What everyone agrees upon is the seriousness of this software. An entire session, entitled Stuxnet – An In-Depth Look, headlined at the Virus Bulletin Conference in Vancouver Canada last week. European digital security company Kaspersky Labs released a statement describing Stuxnet as “a working and fearsome prototype of a cyber-weapon that will lead to the creation of a new arms race in the world.” Rodney Joffe, senior technologist at Neustar, calls Stuxnet a “precision guided cybermunition.”
“In the worst case, we would have seen power plants explode or dams burst,” said Derek Reveron, a technology specialist at the Naval War College. If a piece of software capable of turning any nuclear power station into Three Mile Island or Chernobyl is not worrisome enough, there is also the danger of blowback. Now that it is in the public domain, variants on Stuxnet could reappear in even more dangerous forms. Cyber-criminals typically do not worry about collateral damage from their attacks because only virtual harm results.
The ability of Stuxnet to affect physical equipment in the real world changes all that. Imagine the PLCs that drive ATMs re-programmed to distribute money to waiting criminals at certain places/times. Imagine a version of Stuxnet that controlled alarm systems, access controls, and doors, giving criminals egress to bank vaults or foreign spies seemingly valid admission to top-secret U.S. facilities. The F-Secure Corporation’s blog reports the BP Deepwater Horizon drilling platform in the Gulf of Mexico included some Siemens PLC systems. It is conceivable that a Stuxnet-infected controller rendered the supposedly infallible blowout preventer non-responsive, resulting in the fatal explosion and massive oil spill that followed.

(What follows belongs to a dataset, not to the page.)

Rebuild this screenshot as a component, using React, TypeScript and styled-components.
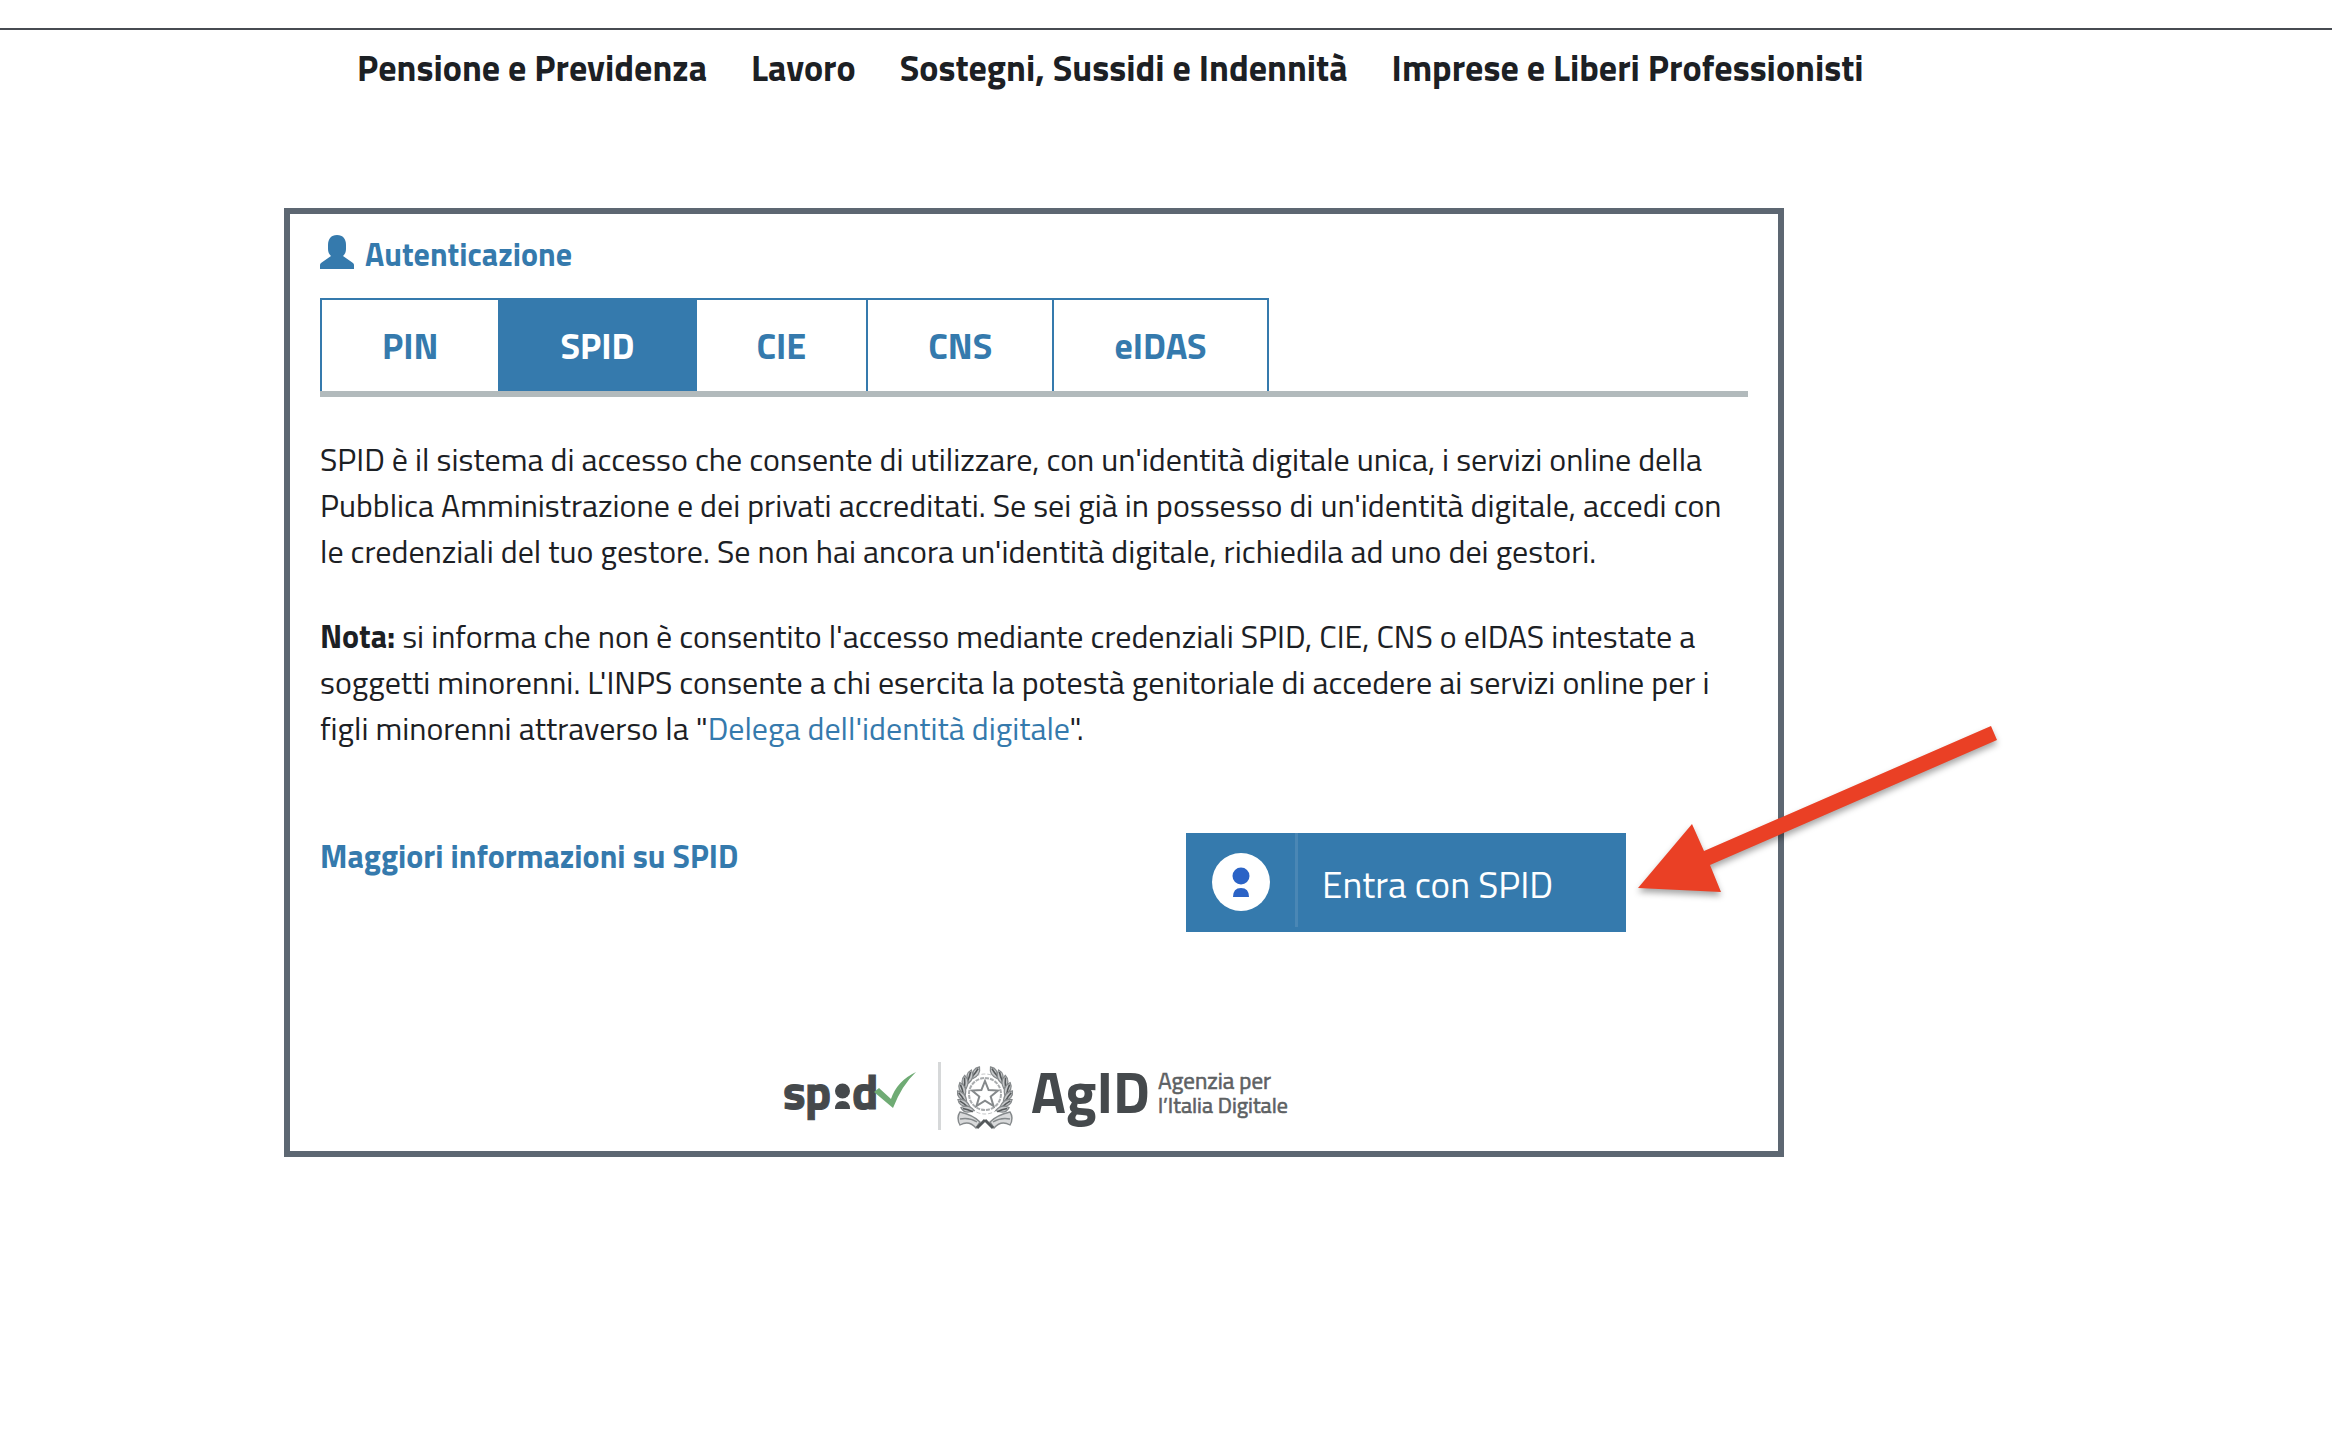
import React, { useState } from "react";
import styled, { createGlobalStyle } from "styled-components";

const blue = "#357aad";
const ink = "#1c2024";
const logoInk = "#45494c";

const GlobalStyle = createGlobalStyle`
  *, *::before, *::after { box-sizing: border-box; }
  body {
    margin: 0;
    background: #fff;
    color: ${ink};
    font: 400 32px/46px "Titillium Web", Lato, Roboto, sans-serif;
  }
`;

const Page = styled.div`
  position: relative;
  padding-top: 28px;
`;

const Nav = styled.nav`
  display: flex;
  flex-wrap: wrap;
  gap: 0 44px;
  padding: 11px 357px 0;
  border-top: 2px solid #474b51;
`;

const NavLink = styled.a`
  color: ${ink};
  font-size: 36px;
  line-height: 54px;
  font-weight: 700;
  text-decoration: none;
  white-space: nowrap;
`;

const Panel = styled.main`
  position: relative;
  max-width: 1500px;
  margin: 113px 284px 0;
  padding: 17px 30px 21px;
  border: 6px solid #5d6772;
`;

const Heading = styled.h1`
  display: flex;
  align-items: flex-start;
  gap: 11px;
  margin: 0 0 21px;
  color: ${blue};
  font-size: 32px;
  line-height: 46px;
  font-weight: 700;
`;

const UserIcon = styled.svg`
  width: 34px;
  height: 34px;
  margin-top: 4px;
  fill: currentColor;
`;

const Tabs = styled.div`
  display: flex;
  border-bottom: 6px solid #b2babc;
`;

const Tab = styled.button<{ $active: boolean }>`
  height: 93px;
  padding: 0 60px;
  border: 2px solid ${blue};
  border-width: 2px 2px 0 0;
  background: ${p => (p.$active ? blue : "#fff")};
  color: ${p => (p.$active ? "#fff" : blue)};
  font: inherit;
  font-size: 36px;
  font-weight: 700;
  cursor: pointer;

  &:first-child {
    border-left-width: 2px;
  }
`;

const Paragraph = styled.p`
  margin: 39px 0 0;
`;

const InlineLink = styled.a`
  color: ${blue};
  text-decoration: none;
`;

const Actions = styled.div`
  display: flex;
  justify-content: space-between;
  align-items: flex-start;
  margin-top: 82px;
  padding-right: 122px;
`;

const MoreLink = styled(InlineLink)`
  font-weight: 700;
`;

const SpidButton = styled.button`
  display: flex;
  align-items: flex-start;
  width: 440px;
  height: 99px;
  padding: 0;
  border: 0;
  background: ${blue};
  color: #fff;
  font: inherit;
  font-size: 37px;
  cursor: pointer;
`;

const IconCell = styled.span`
  display: flex;
  justify-content: center;
  width: 112px;
  height: 94px;
  padding-top: 20px;
  border-right: 3px solid #4a87b5;
`;

const ButtonLabel = styled.span`
  padding: 4px 0 0 24px;
  line-height: 95px;
`;

const Logos = styled.div`
  display: flex;
  justify-content: center;
  margin-top: 130px;
`;

const LogoArt = styled.svg`
  display: block;
  width: 500px;
  height: 68px;
  overflow: visible;
`;

const Arrow = styled.svg`
  position: absolute;
  top: 502px;
  left: 1340px;
  width: 380px;
  height: 190px;
  pointer-events: none;
  filter: drop-shadow(0 4px 3px rgba(0, 0, 0, 0.35));
`;

const sections = [
  "Pensione e Previdenza",
  "Lavoro",
  "Sostegni, Sussidi e Indennità",
  "Imprese e Liberi Professionisti",
];

const methods = ["PIN", "SPID", "CIE", "CNS", "eIDAS"];

const leafAngles = [-66, -48, -30, -12, 6, 24, 42];

function Emblem() {
  return (
    <g transform="translate(201 32)" stroke="#85898b" fill="none">
      <circle r="16" strokeWidth="2" strokeDasharray="4 1" opacity="0.7" />
      <circle r="20" strokeWidth="1" strokeDasharray="4 2" opacity="0.5" />
      {[1, -1].map(side => (
        <g key={side} transform={`scale(${side} 1)`}>
          {leafAngles.map(a => (
            <g key={a} transform={`rotate(${a})`}>
              <path d="M19 5 Q19 -4 27 -6 Q29 2 19 5Z" fill="#c6c8ca" strokeWidth="1.2" />
              <path d="M21 5 Q23 0 26 -4" stroke="#55595b" strokeWidth="1.6" />
            </g>
          ))}
          <path d="M5 28 Q12 21 25 18 Q29 24 25 31 Q16 26 9 34 Z" fill="#d9dadb" strokeWidth="1.4" />
          <path d="M0 26 L8 34" stroke="#55595b" strokeWidth="3" />
          <path d="M8 28 Q16 23 25 25" strokeWidth="1.4" />
        </g>
      ))}
      <path
        d="M0 -13 L3.6 -4 L13 -3.5 L5.7 2.6 L8.5 12 L0 6.6 L-8.5 12 L-5.7 2.6 L-13 -3.5 L-3.6 -4Z"
        fill="#fff"
        strokeWidth="2"
      />
    </g>
  );
}

function PartnerLogos() {
  return (
    <LogoArt viewBox="0 0 500 68" role="img" aria-label="SPID, AgID Agenzia per l'Italia Digitale">
      <g fill={logoInk} fontFamily='"Titillium Web", sans-serif'>
        <g fontSize="48" fontWeight="700" stroke={logoInk} strokeWidth="1">
          <text x="-1" y="47">s</text>
          <text x="21" y="47">p</text>
          <text x="68" y="47">d</text>
        </g>
        <circle cx="58.5" cy="29" r="7.5" />
        <path d="M51 47 Q51 39 58.5 39 Q66 39 66 47Z" />
        <text x="247" y="51" fontSize="58" fontWeight="700">AgID</text>
        <g fontWeight="400" fill="#5d6163" stroke="#5d6163" strokeWidth="0.6">
          <text x="374" y="27" fontSize="23">Agenzia per</text>
          <text x="374" y="51" fontSize="22">l’Italia Digitale</text>
        </g>
      </g>
      <path d="M90 30 L95 26 L107 37 Q113 19 132 10 Q118 23 109 46Z" fill="#6fab74" />
      <path d="M155.5 0 V68" stroke="#d6d8d9" strokeWidth="3" />
      <Emblem />
    </LogoArt>
  );
}

export default function App() {
  const [active, setActive] = useState("SPID");
  return (
    <Page>
      <GlobalStyle />
      <Nav>
        {sections.map(s => (
          <NavLink key={s} href="#">{s}</NavLink>
        ))}
      </Nav>
      <Panel>
        <Heading>
          <UserIcon viewBox="0 0 34 34" aria-hidden="true">
            <path d="M8 10 C8 4 11 0 17 0 C23 0 26 4 26 10 V14 C26 17 25 19 23 21 L33 28 Q34 29 34 30 V34 H0 V30 Q0 29 1 28 L11 21 C9 19 8 17 8 14Z" />
          </UserIcon>
          Autenticazione
        </Heading>
        <Tabs role="tablist">
          {methods.map(m => (
            <Tab
              key={m}
              type="button"
              role="tab"
              aria-selected={m === active}
              $active={m === active}
              onClick={() => setActive(m)}
            >
              {m}
            </Tab>
          ))}
        </Tabs>
        <Paragraph>
          SPID è il sistema di accesso che consente di utilizzare, con un'identità digitale unica, i
          servizi online della Pubblica Amministrazione e dei privati accreditati. Se sei già in
          possesso di un'identità digitale, accedi con le credenziali del tuo gestore. Se non hai
          ancora un'identità digitale, richiedila ad uno dei gestori.
        </Paragraph>
        <Paragraph>
          <strong>Nota:</strong> si informa che non è consentito l'accesso mediante credenziali SPID,
          CIE, CNS o eIDAS intestate a soggetti minorenni. L'INPS consente a chi esercita la potestà
          genitoriale di accedere ai servizi online per i figli minorenni attraverso la "
          <InlineLink href="#">Delega dell'identità digitale</InlineLink>".
        </Paragraph>
        <Actions>
          <MoreLink href="#">Maggiori informazioni su SPID</MoreLink>
          <SpidButton type="button">
            <IconCell>
              <svg width="58" height="58" viewBox="0 0 58 58" aria-hidden="true">
                <circle cx="29" cy="29" r="29" fill="#fff" />
                <circle cx="29" cy="23" r="8.5" fill="#2b63c6" />
                <path d="M21 44 Q21 35 29 35 Q37 35 37 44Z" fill="#2b63c6" />
              </svg>
            </IconCell>
            <ButtonLabel>Entra con SPID</ButtonLabel>
          </SpidButton>
        </Actions>
        <Logos>
          <PartnerLogos />
        </Logos>
        <Arrow viewBox="0 0 380 190" aria-hidden="true">
          <path
            d="M8 172 L62 108 L74 135 L361 10 L367 24 L80 149 L91 176Z"
            fill="#ea4025"
          />
        </Arrow>
      </Panel>
    </Page>
  );
}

Stuxnet is truly the first bullet in a completely new type of cyber-warfare. However, describing it as a mere “bullet” is like calling a nuclear warhead, “just another bomb” or the jetliners that brought down the Twin Towers, “just another couple of 747s.” Science fiction once again has become science fact. Stuxnet is big. It really does change everything about the potential of Internet terrorism.
Once you open a can of worms, the only way to re-can them is to use a larger can.